In particular they point to increases in key funding streams. For example, during the last three fiscal years, federal programs that the United Negro College Fund deems most important to HBCUs have seen a collective increase of more than $200 million in funding, said Lodriguez Murray, UNCF’s senior vice president of public policy and government affairs.
For example, the Strengthening Historically Black Colleges program, which is part of Title III, increased from $245 million in federal support in 2017 to $325 million this fiscal year.
Advocates for black colleges also had been quietly opposed to the Obama-era borrower-defense rule. When DeVos rolled back the rule, provoking sustained condemnation from consumer advocates, the department cited a letter from UNCF that challenged several provisions in the rule.
In addition, Murray cited a successful push for the federal government to provide financial relief through deferments to private HBCUs that saw their enrollments decline due to changes made to the Parent PLUS loan program during the Obama administration — a decision that infuriated HBCU leaders. Congress and the Trump administration backed the deferments.
HBCU leaders also have pointed to the Trump administration’s support of the return of so-called year-round Pell Grants as well as symbolic moves such as the transfer of the White House HBCU Initiative from the Education Department to the administration’s executive offices.
“When these items have gotten to the president’s desk,” Murray said, “the president has signed each and every one.”
‘A Seat at the Table’
Yet Kimbrough and others said the administration’s overall record with HBCUs has been mixed.
The White House under Trump has each year proposed steep cuts to higher education and scientific research. And some of those suggested cuts, such as the 2018 White House proposal to restructure and slash TRIO programs by 40 percent, would disproportionately affect HBCU students.

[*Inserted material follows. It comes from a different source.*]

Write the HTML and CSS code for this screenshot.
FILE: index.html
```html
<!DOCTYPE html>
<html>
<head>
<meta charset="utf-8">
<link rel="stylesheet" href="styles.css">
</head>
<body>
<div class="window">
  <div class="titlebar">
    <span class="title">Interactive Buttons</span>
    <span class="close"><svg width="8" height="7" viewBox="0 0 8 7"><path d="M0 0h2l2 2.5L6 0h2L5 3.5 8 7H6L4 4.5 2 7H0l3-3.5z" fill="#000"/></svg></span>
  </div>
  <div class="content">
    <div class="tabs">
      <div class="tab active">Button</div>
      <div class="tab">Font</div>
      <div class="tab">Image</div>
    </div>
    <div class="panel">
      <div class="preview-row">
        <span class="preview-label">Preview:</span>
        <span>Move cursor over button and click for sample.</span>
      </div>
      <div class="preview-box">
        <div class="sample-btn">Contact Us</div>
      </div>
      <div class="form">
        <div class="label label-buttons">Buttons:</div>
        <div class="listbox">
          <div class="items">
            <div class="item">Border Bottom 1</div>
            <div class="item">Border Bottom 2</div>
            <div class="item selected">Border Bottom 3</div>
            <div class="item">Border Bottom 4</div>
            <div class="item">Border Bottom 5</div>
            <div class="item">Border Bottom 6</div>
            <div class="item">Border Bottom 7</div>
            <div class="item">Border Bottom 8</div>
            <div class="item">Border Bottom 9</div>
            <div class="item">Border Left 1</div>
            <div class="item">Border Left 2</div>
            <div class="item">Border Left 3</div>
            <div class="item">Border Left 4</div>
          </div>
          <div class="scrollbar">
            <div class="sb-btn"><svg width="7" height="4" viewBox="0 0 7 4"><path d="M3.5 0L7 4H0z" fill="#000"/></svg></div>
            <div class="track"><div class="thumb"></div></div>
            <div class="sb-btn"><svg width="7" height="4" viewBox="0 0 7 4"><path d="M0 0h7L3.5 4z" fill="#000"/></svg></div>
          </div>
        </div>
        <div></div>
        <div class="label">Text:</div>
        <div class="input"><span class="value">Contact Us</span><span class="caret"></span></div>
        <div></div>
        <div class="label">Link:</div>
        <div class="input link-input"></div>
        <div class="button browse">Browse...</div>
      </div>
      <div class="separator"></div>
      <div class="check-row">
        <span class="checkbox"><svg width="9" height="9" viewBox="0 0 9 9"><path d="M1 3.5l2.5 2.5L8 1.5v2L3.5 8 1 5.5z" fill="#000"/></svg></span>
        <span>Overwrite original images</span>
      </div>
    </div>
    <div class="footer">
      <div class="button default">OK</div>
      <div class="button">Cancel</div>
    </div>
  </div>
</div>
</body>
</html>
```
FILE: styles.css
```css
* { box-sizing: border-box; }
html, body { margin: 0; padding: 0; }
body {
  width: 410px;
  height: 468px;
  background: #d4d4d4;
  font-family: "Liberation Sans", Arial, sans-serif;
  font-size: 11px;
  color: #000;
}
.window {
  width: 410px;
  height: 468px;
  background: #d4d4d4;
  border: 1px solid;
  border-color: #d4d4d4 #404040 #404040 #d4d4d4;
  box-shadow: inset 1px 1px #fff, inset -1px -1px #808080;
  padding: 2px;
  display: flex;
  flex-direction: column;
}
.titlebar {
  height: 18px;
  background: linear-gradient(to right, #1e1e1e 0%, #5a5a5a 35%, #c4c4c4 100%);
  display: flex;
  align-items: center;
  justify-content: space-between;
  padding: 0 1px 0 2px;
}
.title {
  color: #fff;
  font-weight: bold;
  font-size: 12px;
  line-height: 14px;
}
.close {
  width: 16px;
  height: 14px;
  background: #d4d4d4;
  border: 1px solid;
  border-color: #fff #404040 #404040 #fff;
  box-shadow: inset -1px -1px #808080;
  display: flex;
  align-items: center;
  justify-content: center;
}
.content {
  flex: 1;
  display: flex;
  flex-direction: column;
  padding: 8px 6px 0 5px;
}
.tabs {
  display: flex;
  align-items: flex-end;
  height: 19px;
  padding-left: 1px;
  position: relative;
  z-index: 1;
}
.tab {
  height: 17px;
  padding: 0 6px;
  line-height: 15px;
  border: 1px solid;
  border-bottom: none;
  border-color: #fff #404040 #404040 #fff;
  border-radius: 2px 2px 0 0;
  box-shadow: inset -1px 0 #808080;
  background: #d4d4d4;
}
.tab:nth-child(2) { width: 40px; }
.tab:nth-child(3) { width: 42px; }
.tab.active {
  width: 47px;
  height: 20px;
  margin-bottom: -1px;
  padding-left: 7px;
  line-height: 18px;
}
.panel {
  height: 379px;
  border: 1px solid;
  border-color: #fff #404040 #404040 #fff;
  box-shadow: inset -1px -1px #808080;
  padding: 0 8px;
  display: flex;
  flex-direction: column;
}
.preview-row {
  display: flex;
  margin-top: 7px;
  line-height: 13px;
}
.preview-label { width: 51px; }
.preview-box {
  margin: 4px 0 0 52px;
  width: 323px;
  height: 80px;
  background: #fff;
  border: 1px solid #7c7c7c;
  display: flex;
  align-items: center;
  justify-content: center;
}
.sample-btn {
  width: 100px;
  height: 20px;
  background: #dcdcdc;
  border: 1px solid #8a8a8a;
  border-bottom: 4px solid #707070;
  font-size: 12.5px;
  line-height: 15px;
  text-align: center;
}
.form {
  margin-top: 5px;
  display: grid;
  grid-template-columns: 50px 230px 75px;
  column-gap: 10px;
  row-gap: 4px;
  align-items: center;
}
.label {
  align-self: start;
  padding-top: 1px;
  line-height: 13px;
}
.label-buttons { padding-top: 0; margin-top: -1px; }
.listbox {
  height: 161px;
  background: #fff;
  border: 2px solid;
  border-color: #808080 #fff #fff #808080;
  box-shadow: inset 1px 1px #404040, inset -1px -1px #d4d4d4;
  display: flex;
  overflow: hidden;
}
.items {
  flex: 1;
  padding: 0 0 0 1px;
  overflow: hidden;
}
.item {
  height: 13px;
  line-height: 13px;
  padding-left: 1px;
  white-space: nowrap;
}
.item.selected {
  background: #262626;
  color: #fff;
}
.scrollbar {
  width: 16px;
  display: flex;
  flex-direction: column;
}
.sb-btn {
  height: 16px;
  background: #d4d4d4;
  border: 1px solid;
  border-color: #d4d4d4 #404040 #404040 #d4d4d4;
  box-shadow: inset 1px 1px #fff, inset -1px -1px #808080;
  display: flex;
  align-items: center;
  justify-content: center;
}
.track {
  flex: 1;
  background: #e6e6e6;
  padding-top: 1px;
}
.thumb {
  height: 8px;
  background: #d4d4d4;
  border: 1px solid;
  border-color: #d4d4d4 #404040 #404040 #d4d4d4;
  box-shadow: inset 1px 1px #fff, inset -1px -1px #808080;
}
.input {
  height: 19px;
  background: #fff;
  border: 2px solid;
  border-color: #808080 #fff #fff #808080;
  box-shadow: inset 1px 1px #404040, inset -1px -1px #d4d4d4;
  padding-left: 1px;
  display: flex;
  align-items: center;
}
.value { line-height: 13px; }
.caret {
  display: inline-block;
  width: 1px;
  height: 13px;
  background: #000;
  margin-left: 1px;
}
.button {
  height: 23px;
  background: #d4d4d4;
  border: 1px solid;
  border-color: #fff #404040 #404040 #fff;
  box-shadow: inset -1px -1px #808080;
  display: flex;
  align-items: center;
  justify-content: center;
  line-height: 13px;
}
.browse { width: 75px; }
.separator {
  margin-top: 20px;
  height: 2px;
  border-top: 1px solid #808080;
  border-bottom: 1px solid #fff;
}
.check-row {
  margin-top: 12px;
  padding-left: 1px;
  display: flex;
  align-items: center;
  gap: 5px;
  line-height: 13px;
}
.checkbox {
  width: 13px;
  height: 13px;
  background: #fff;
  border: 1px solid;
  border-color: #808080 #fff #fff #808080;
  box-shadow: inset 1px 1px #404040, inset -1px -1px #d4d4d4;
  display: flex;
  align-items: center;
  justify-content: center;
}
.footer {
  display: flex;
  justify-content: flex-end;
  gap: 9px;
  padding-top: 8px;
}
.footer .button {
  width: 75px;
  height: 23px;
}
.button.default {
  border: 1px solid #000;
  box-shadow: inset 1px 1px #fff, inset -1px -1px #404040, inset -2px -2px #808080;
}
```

Trump also has sought to eliminate the Strengthening Historically Black Colleges program.
Congress has ignored virtually all the Trump administration’s proposed cuts to higher education. TRIO programs, for example, which feature outreach and student services aimed at low-income and first-generation students, have seen budget increases in recent years.
The administration’s rhetoric also has at times angered students, faculty members and administrators at HBCUs.
Perhaps most notably, DeVos in 2017 upset many for what they said was a tone-deaf statement linking historically black colleges to her signature issue.
“HBCUs are real pioneers when it comes to school choice,” she said in a written statement. “They are living proof that when more options are provided to students, they are afforded greater access and greater quality. Their success has shown that more options help students flourish.”
Beyond his claim this week to have saved HBCUs, the Trump administration appears to have overbilled other purported achievements with HBCUs.
For example, last September Trump said he would lift restrictions on capital financing funds for faith-based HBCUs and seminaries. He said that move would free up funding for more than 40 colleges and seminaries.
But it wasn’t clear at the time if any colleges would receive new federal funding. Kimbrough said he has studied the issue and that Trump’s pledge had no impact on HBCUs.
Trump’s fanciful statements can be “useful hyperbole,” Kimbrough said. “Of course it’s not grounded in reality.”
Toldson said some of the administration’s achievements with HBCUs, including the hurricane loan cancellation, were in the works during the Obama administration.
He also cited federal data showing that HBCUs have seen declines in competitive grants to academic institutions during the Trump administration. Federal science and engineering support to HBCUs has been down for three straight years, the data showed, with a total decline of 17 percent since 2016.
The challenge for HBCU leaders and their advocates, Toldson said, is to balance the objective of having fair representation in Washington while maintaining the sector’s status as a “conscientious entity.”
So far, Murray thinks HBCUs have managed that balancing act.
“These students on our campuses need resources to complete their educations,” said Murray. “Our goal is to make sure our students and our schools have a seat at the table.”